Citrus Fruits 101 – Beyond the Navel Orange

Ever wonder the difference between a navel orange and a mandarin? And what even is a tangelo?

Turns out, there are over 100 varieties of citrus fruits, and the ones you’re most familiar with barely scratch the surface. At ThirdLeaf NW alone, we rotate over a dozen varieties of citrus in your office fruit bins throughout the year.

Want to know more about the goodies hiding in your fruit bin and grocery store aisles? Read on to get some fast facts about our favorite citrus fruits!

Navel Oranges
Starting off with a familiar friend…

Flavor: Quintessential orange flavor, sweet yet tart, slightly acidic

Appearance: Bright orange skin with a “navel-like” feature on one end, orange flesh (3” – 4.5” dia.)
Season: Nov. to Jan.

Blood Oranges
A slightly smaller, slightly sweeter cousin of the Navel that’s also known as a raspberry orange.

Flavor: Sweet orange combined with raspberry-like notes, less tangy than Navels

Appearance: Bright orange skin, dark reddish pink flesh (2.5” dia.)
Season: Oct. to May

Cara Cara Oranges
A variety that first appeared as a natural mutation of a Navel is now its own beloved breed.
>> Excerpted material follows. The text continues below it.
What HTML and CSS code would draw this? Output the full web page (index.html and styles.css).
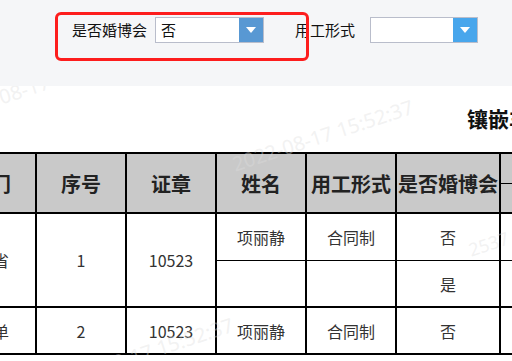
FILE: index.html
```html
<!DOCTYPE html>
<html lang="zh-CN">
<head>
<meta charset="utf-8">
<title>镶嵌</title>
<link rel="stylesheet" href="styles.css">
</head>
<body>
<div class="filters">
  <div class="field field-first">
    <span class="label">是否婚博会</span>
    <div class="select select-active">
      <span class="value">否</span>
      <span class="btn"><i class="caret"></i></span>
    </div>
  </div>
  <div class="field field-second">
    <span class="label">用工形式</span>
    <div class="select select-wide">
      <span class="value"></span>
      <span class="btn btn-light"><i class="caret"></i></span>
    </div>
  </div>
  <div class="highlight"></div>
</div>
<div class="report">
  <div class="title">镶嵌车间员工信息登记表</div>
  <table class="grid">
    <colgroup>
      <col class="c90"><col class="c90"><col class="c90"><col class="c90"><col class="c90"><col class="c104"><col class="c100"><col class="c100">
    </colgroup>
    <thead>
      <tr class="h1">
        <th rowspan="2">部门</th>
        <th rowspan="2">序号</th>
        <th rowspan="2">证章</th>
        <th rowspan="2">姓名</th>
        <th rowspan="2">用工形式</th>
        <th rowspan="2">是否婚博会</th>
        <th colspan="2" class="thin-bottom">其他信息</th>
      </tr>
      <tr class="h2">
        <th></th>
        <th></th>
      </tr>
    </thead>
    <tbody>
      <tr class="r">
        <td rowspan="2" class="first">浙江省</td>
        <td rowspan="2">1</td>
        <td rowspan="2">10523</td>
        <td class="thin-bottom">项丽静</td>
        <td class="thin-bottom">合同制</td>
        <td class="thin-bottom">否</td>
        <td class="thin-bottom"></td>
        <td class="thin-bottom"></td>
      </tr>
      <tr class="r">
        <td></td>
        <td></td>
        <td>是</td>
        <td></td>
        <td></td>
      </tr>
      <tr class="r">
        <td class="first">派遣单</td>
        <td>2</td>
        <td>10523</td>
        <td>项丽静</td>
        <td>合同制</td>
        <td>否</td>
        <td></td>
        <td></td>
      </tr>
    </tbody>
  </table>
  <span class="wm wm1">2022-08-17 15:52:37</span>
  <span class="wm wm2">2022-08-17 15:52:37</span>
  <span class="wm wm3">2022-08-17 15:52:37</span>
  <span class="wm wm4">2537</span>
</div>
</body>
</html>
```
FILE: styles.css
```css
html, body {
  margin: 0;
  padding: 0;
  overflow: hidden;
  background: #fff;
}
body {
  font-family: "Noto Sans CJK SC", "Noto Sans", sans-serif;
  color: #222;
}
.filters {
  position: relative;
  z-index: 2;
  height: 86px;
  background: #f5f6f8;
  display: flex;
  align-items: flex-start;
  padding-top: 17px;
  box-sizing: border-box;
}
.field {
  display: flex;
  align-items: center;
  height: 26px;
}
.field-first {
  padding-left: 72px;
}
.field-second {
  margin-left: 31px;
}
.label {
  font-size: 15px;
  line-height: 26px;
  color: #111;
  margin-right: 8px;
  white-space: nowrap;
}
.field-second .label {
  margin-right: 15px;
}
.select {
  width: 109px;
  height: 26px;
  box-sizing: border-box;
  border: 1px solid #b9bdcb;
  background: #fff;
  display: flex;
}
.select-wide {
  width: 108px;
}
.value {
  flex: 1;
  padding-left: 5px;
  font-size: 15px;
  line-height: 24px;
  color: #111;
}
.btn {
  width: 24px;
  height: 24px;
  background: #5898d3;
  display: flex;
  align-items: center;
  justify-content: center;
}
.btn-light {
  background: #48a6ec;
}
.caret {
  width: 0;
  height: 0;
  border-left: 5px solid transparent;
  border-right: 5px solid transparent;
  border-top: 6px solid #fff;
}
.highlight {
  position: absolute;
  left: 55px;
  top: 12px;
  width: 254px;
  height: 49px;
  box-sizing: border-box;
  border: 3px solid #fd1d1d;
  border-radius: 6px;
}
.report {
  position: relative;
  z-index: 1;
  padding-top: 17px;
}
.title {
  margin-left: 467px;
  font-size: 21px;
  line-height: 30px;
  font-weight: 700;
  color: #111;
  white-space: nowrap;
}
.grid {
  margin-top: 19px;
  margin-left: -55px;
  border-collapse: separate;
  border-spacing: 0;
  table-layout: fixed;
  width: 756px;
  border-top: 2px solid #000;
  border-left: 2px solid #000;
}
.c90 { width: 90px; }
.c104 { width: 104px; }
.c100 { width: 100px; }
.grid th, .grid td {
  border-right: 2px solid #000;
  border-bottom: 2px solid #000;
  padding: 0;
  text-align: center;
  vertical-align: middle;
  white-space: nowrap;
  overflow: hidden;
}
.grid th {
  background: #c9c9c9;
  font-size: 20px;
  font-weight: 700;
  color: #222;
}
.grid td {
  font-size: 16px;
  color: #333;
  background: #fff;
}
.grid .thin-bottom {
  border-bottom-width: 1px;
}
.grid td.first {
  padding-right: 12px;
}
.h1 { height: 26px; }
.h2 { height: 30px; }
.r { height: 47px; }
.wm {
  position: absolute;
  font-family: "Noto Sans", sans-serif;
  font-size: 20px;
  line-height: 20px;
  color: rgba(222, 222, 222, 0.4);
  white-space: nowrap;
  transform: rotate(-18deg);
  transform-origin: left center;
  pointer-events: none;
}
.wm1 { left: -50px; top: 18px; }
.wm2 { left: 233px; top: 69px; }
.wm3 { left: 53px; top: 287px; }
.wm4 { left: 469px; top: 154px; font-size: 18px; }
```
Oh, and they’re seedless!

Flavor: Sweet orange with floral and berry flavor notes, less tart than Navels

Appearance: Deep orange skin, bright pink flesh (3” – 4” dia.)
Season: Dec. to April


NOTE: You’re probably familiar with mandarin oranges. Tangerines are a subset of mandarins, but not all mandarins are tangerines. Tangerines are characterized by a smaller size and sweeter flavor.


Stem & Leaf Satsuma Mandarins
Satsumas are a popular variety of tangerine.
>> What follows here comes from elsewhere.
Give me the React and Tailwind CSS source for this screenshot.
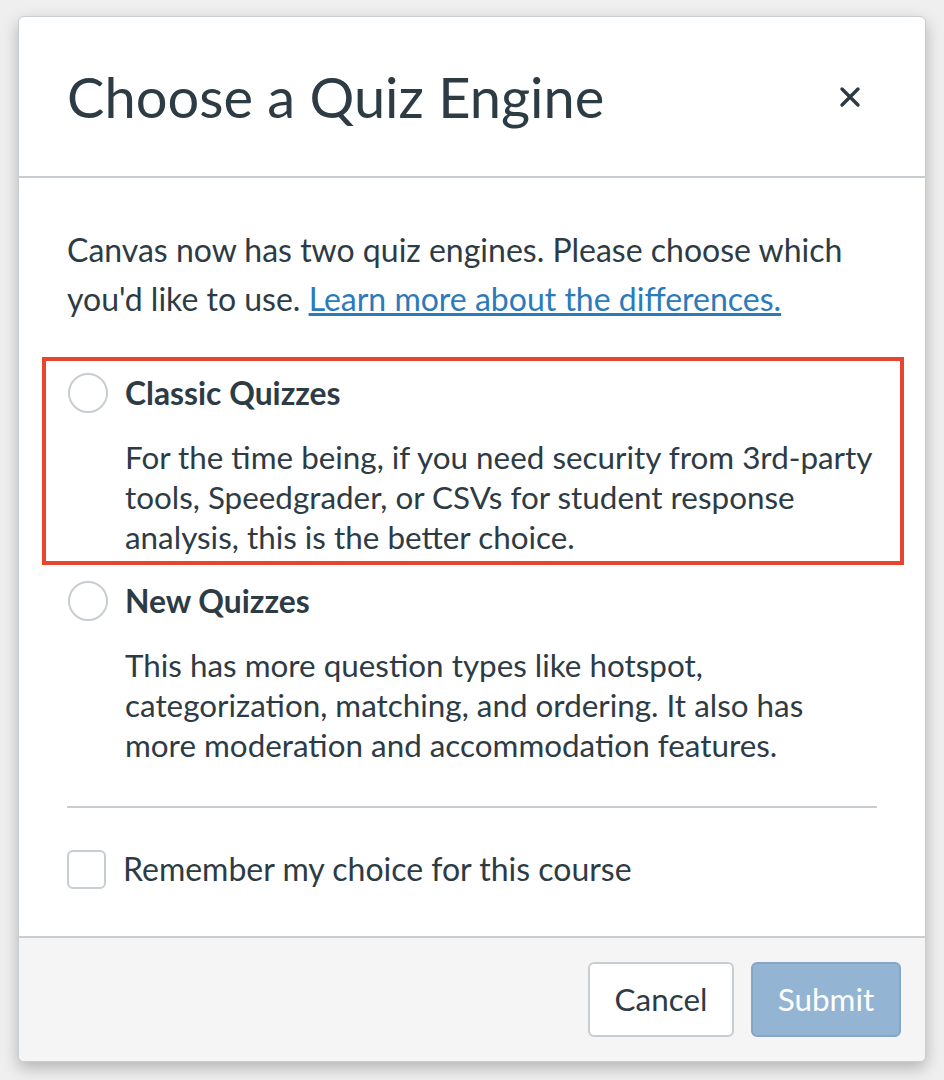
import { useState } from "react";

function Radio({ checked, onClick }) {
    return (
        <button
            onClick={onClick}
            className="w-[40px] h-[40px] shrink-0 rounded-full border-2 border-[#c7cdd1] bg-white flex items-center justify-center"
        >
            {checked && <span className="w-[20px] h-[20px] rounded-full bg-[#2d3b45]" />}
        </button>
    );
}

function Option({ title, text, checked, onClick }) {
    return (
        <div>
            <div className="flex items-center gap-[17px] h-[40px]">
                <Radio checked={checked} onClick={onClick} />
                <span className="font-bold text-[31.8px] leading-[40px]">{title}</span>
            </div>
            <p className="mt-[24px] pl-[57px] text-[31.4px] leading-[40px]">{text}</p>
        </div>
    );
}

export default function App() {
    const [engine, setEngine] = useState("");
    const [remember, setRemember] = useState(false);

    return (
        <div
            className="min-h-[1080px] bg-[#efefef] pt-[16px] pl-[18px] text-[#2d3b45]"
            style={{ fontFamily: "Lato, 'Noto Sans', sans-serif" }}
        >
            <div className="w-[908px] h-[1046px] bg-white rounded-[6px] border border-[#c7cdd1] shadow-[0_6px_16px_rgba(0,0,0,0.25)] flex flex-col overflow-hidden">
                {/* header */}
                <div className="h-[161px] shrink-0 border-b-2 border-[#c7cdd1] flex items-center justify-between pl-[48px] pr-[62px]">
                    <h1 className="text-[56px] leading-none font-normal">Choose a Quiz Engine</h1>
                    <button className="w-[26px] h-[26px] flex items-center justify-center">
                        <svg width="22" height="22" viewBox="0 0 22 22">
                            <path d="M3 3 L19 19 M19 3 L3 19" stroke="#2d3b45" strokeWidth="3.4" strokeLinecap="round" />
                        </svg>
                    </button>
                </div>

                {/* body */}
                <div className="flex-1 px-[48px] pt-[47px]">
                    <p className="text-[32px] leading-[49px]">
                        Canvas now has two quiz engines. Please choose which you'd like to use.{" "}
                        <a href="#" className="text-[#2b7abc] underline">Learn more about the differences.</a>
                    </p>

                    {/* highlighted option */}
                    <div className="mt-[34px] -ml-[25px] -mr-[27px] border-4 border-[#e9442d] pl-[22px] pr-[4px] pt-[12px] pb-[4px]">
                        <Option
                            title="Classic Quizzes"
                            text="For the time being, if you need security from 3rd-party tools, Speedgrader, or CSVs for student response analysis, this is the better choice."
                            checked={engine === "classic"}
                            onClick={() => setEngine("classic")}
                        />
                    </div>

                    <div className="mt-[16px] pl-[1px]">
                        <Option
                            title="New Quizzes"
                            text="This has more question types like hotspot, categorization, matching, and ordering. It also has more moderation and accommodation features."
                            checked={engine === "new"}
                            onClick={() => setEngine("new")}
                        />
                    </div>

                    <div className="mt-[41px] border-t-2 border-[#c7cdd1]" />

                    <label className="mt-[41px] flex items-center gap-[17px] cursor-pointer">
                        <span
                            onClick={() => setRemember(!remember)}
                            className="w-[39px] h-[39px] rounded-[6px] border-2 border-[#c7cdd1] bg-white flex items-center justify-center"
                        >
                            {remember && (
                                <svg width="20" height="20" viewBox="0 0 20 20">
                                    <path d="M3 10 L8 15 L17 4" stroke="#2d3b45" strokeWidth="3" fill="none" />
                                </svg>
                            )}
                        </span>
                        <span className="text-[32px] leading-[40px]">Remember my choice for this course</span>
                    </label>
                </div>

                {/* footer */}
                <div className="h-[125px] shrink-0 border-t-2 border-[#c7cdd1] bg-[#f5f5f5] flex items-center justify-end gap-[17px] pr-[24px]">
                    <button className="w-[146px] h-[75px] rounded-[6px] border-2 border-[#c7cdd1] bg-white text-[31.4px] text-[#2d3b45]">
                        Cancel
                    </button>
                    <button className="w-[150px] h-[75px] rounded-[6px] border-2 border-[#85a6c6] bg-[#94b4d4] text-[31.4px] text-white">
                        Submit
                    </button>
                </div>
            </div>
        </div>
    );
}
Flavor: Sweetest tangerine variety, very little acidic flavor

Appearance: bright orange skin and flesh, dimpled/bumpy skin, deep green stem and leaf attached to fruit (1.5” – 2.5” dia.)
Season: Oct. to Dec.

Page Mandarins
A hybrid between a Minneola tangelo (see below) and the well-known Clementine mandarin. Pages are very fragrant and have no seeds!

Flavor: sweet, rich, and complex citrus flavor

Appearance: deep orange skin and flesh (2.5” – 3” dia.)
Season: Jan. to March

Minneola Tangelos
Tangelos are hybrids between tangerines and grapefruit. The Minneola variety is the most popular tangelo and nicknamed “The Honeybell” due to its shape.

Flavor: sweet-tart mix of sweet tangerine and tangy grapefruit, slightly flowery

Appearance: bright orange skin and flesh, bell-like shape with protrusion at stem (3” – 3.5” dia.)
Season: Jan. to April

Ruby Red Grapefruit
A slightly sweeter twist on the tart grapefruits you’ve probably tried before!

Flavor: classic sweet-tart grapefruit flavor, but sweeter than normal light pink grapefruits

Appearance: red-orange skin, vibrant red-pink flesh (4” – 6” dia.)
Season: Nov. to March

Rio Red Grapefruit
Rio Red is the remix of Ruby Red. In fact, Rio first appeared as a mutation on a Ruby tree.

Flavor: sweet-tart balance, but even sweeter than Ruby

Appearance: yellow-orange skin, deep red-pink flesh (deeper color than Ruby) (4” – 6” dia.)